Todd Barber, a NASA/JPL propulsion engineer who was part of the team that was in charge of the landing, came to Utah to speak about it after its successful touchdown.

"It’s been really great to see how fired up the state is about space science. The public is informed and engaged in what NASA does. It’s great," Barber said. "There were lots of difficult stories throughout the year. I’m humbled to be part of one of the good news stories of the year."

Such large events helped clubs like the Salt Lake Astronomical Society, which saw its largest-ever membership numbers in 2012. The club usually averages about 200, and it hit 268, said Wiggins, who is the secretary-treasurer for the club.

The year, of course, was not without its losses to the astronomical community.

Sally Ride, the first U.S. woman in space, died July 23 at the age of 61 from pancreatic cancer.

"I think we always can do more than we think we can do and I think we can always do more than what society places on us," said Ann House, a NASA night sky ambassador and member of the Salt Lake Astronomical Society, at the time of Ride’s death. "As individuals and especially women, we need to follow our dreams and keep fighting and follow your passion, just like Sally Ride did."

Neil Armstrong, the first man on the moon, died on Aug. 25 at the age of 82. The man who rarely talked about the mission and credited others for its success, captured the nation’s imagination as he uttered his famous words from the farthest place a human had ever stepped.

"It was an inspiration.

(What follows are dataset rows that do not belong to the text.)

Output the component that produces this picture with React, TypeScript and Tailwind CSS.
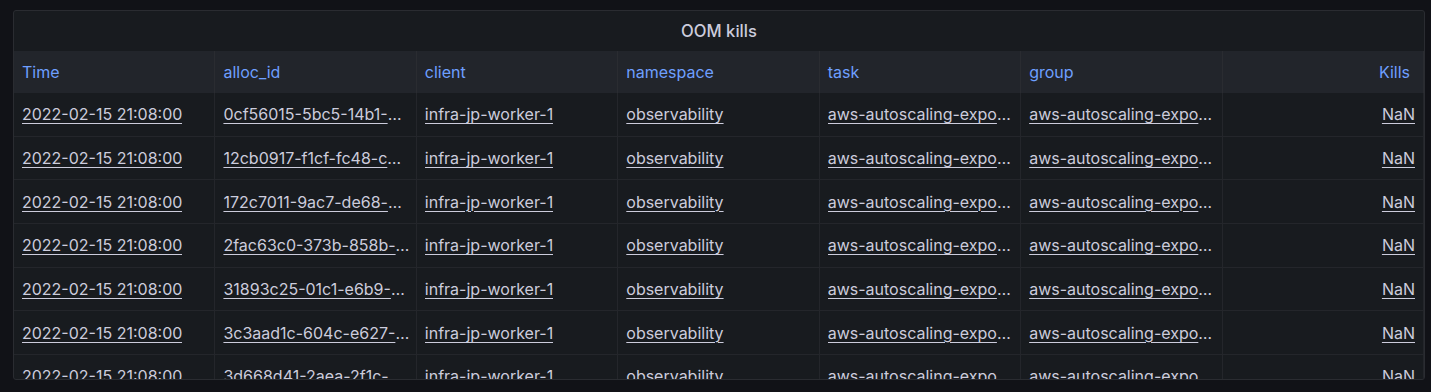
const columns = ['Time', 'alloc_id', 'client', 'namespace', 'task', 'group', 'Kills']

const allocIds = [
  '0cf56015-5bc5-14b1-8d2e-4a1f9c7b2e41',
  '12cb0917-f1cf-fc48-c3a1-77be0d5e9f02',
  '172c7011-9ac7-de68-b0f4-13c9e6a2d8b7',
  '2fac63c0-373b-858b-a91d-6e04f2b3c5d8',
  '31893c25-01c1-e6b9-5f7a-c28d41e0b936',
  '3c3aad1c-604c-e627-9b85-0fd2a7c41e63',
  '3d668d41-2aea-2f1c-7e30-b9a5c86d1f24',
]

const rows = allocIds.map(id => ({
  time: '2022-02-15 21:08:00',
  alloc: id,
  client: 'infra-jp-worker-1',
  namespace: 'observability',
  task: 'aws-autoscaling-exporter',
  group: 'aws-autoscaling-exporter',
  kills: 'NaN',
}))

export default function App() {
  return (
    <div className="w-full h-[392px] bg-[#111217] pt-[10px] pl-[13px] pr-[6px] overflow-hidden" style={{ fontFamily: 'Inter, "Noto Sans", sans-serif' }}>
      <div className="h-[370px] bg-[#181b1f] border border-[#2a2c31] rounded-[3px] overflow-hidden flex flex-col">
        {/* Panel title */}
        <div className="h-[40px] shrink-0 flex items-center justify-center text-[#ccccdc] text-[16.6px] font-medium">
          OOM kills
        </div>

        {/* Header */}
        <div className="grid grid-cols-7 h-[42px] shrink-0 bg-[#22252b]">
          {columns.map((c, i) => (
            <div key={c}
              className={`flex items-center text-[16px] text-[#6e9fff] border-r border-[#2a2c31] ${i === 6 ? 'justify-end pr-[13px]' : 'px-[8px]'}`}>
              {c}
            </div>
          ))}
        </div>

        {/* Body */}
        <div className="flex-1 overflow-hidden">
          {rows.map((r, idx) => {
            const cells = [r.time, r.alloc, r.client, r.namespace, r.task, r.group]
            return (
              <div key={idx} className="grid grid-cols-7 h-[43.7px] border-b border-[#24262b]">
                {cells.map((v, i) => (
                  <div key={i} className="flex items-center pl-[8px] pr-[6px] min-w-0 border-r border-[#24262b] text-[16px] text-[#ccccdc]">
                    <span className="truncate underline underline-offset-[3px] decoration-1">{v}</span>
                  </div>
                ))}
                <div className="flex items-center justify-end pr-[8px] border-r border-[#24262b] text-[16px] text-[#ccccdc]">
                  <span className="underline underline-offset-[3px] decoration-1">{r.kills}</span>
                </div>
              </div>
            )
          })}
        </div>
      </div>
    </div>
  )
}
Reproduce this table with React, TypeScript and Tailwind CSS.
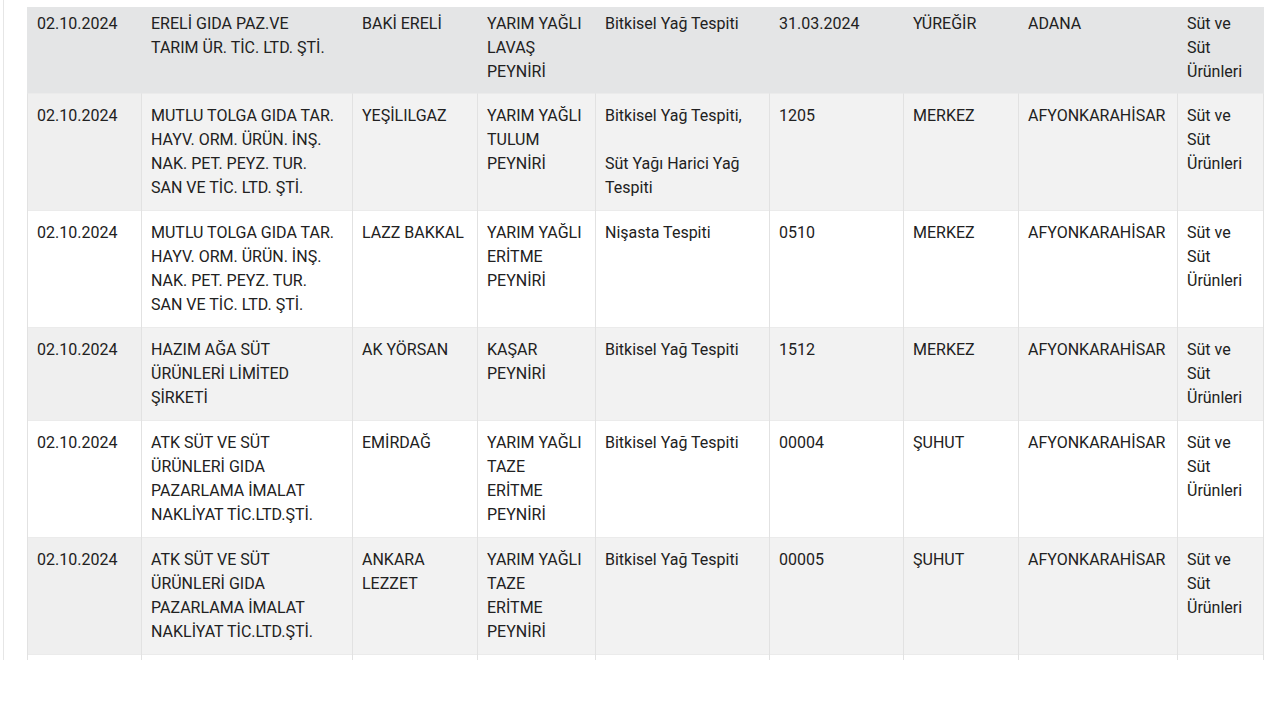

I’m sure he would probably not like being referred to as an inspiration, as he avoided the public so much," Wiggins said at the time of Armstrong’s death. "But whether he likes it or not, he was an inspiration to a whole generation, and he will be missed."

Thousands of people gathered in different parts of the country to watch as the space shuttles, which were officially decommissioned in 2011, made their way on the backs of 747 jumbo jets to their final locations for display around the country.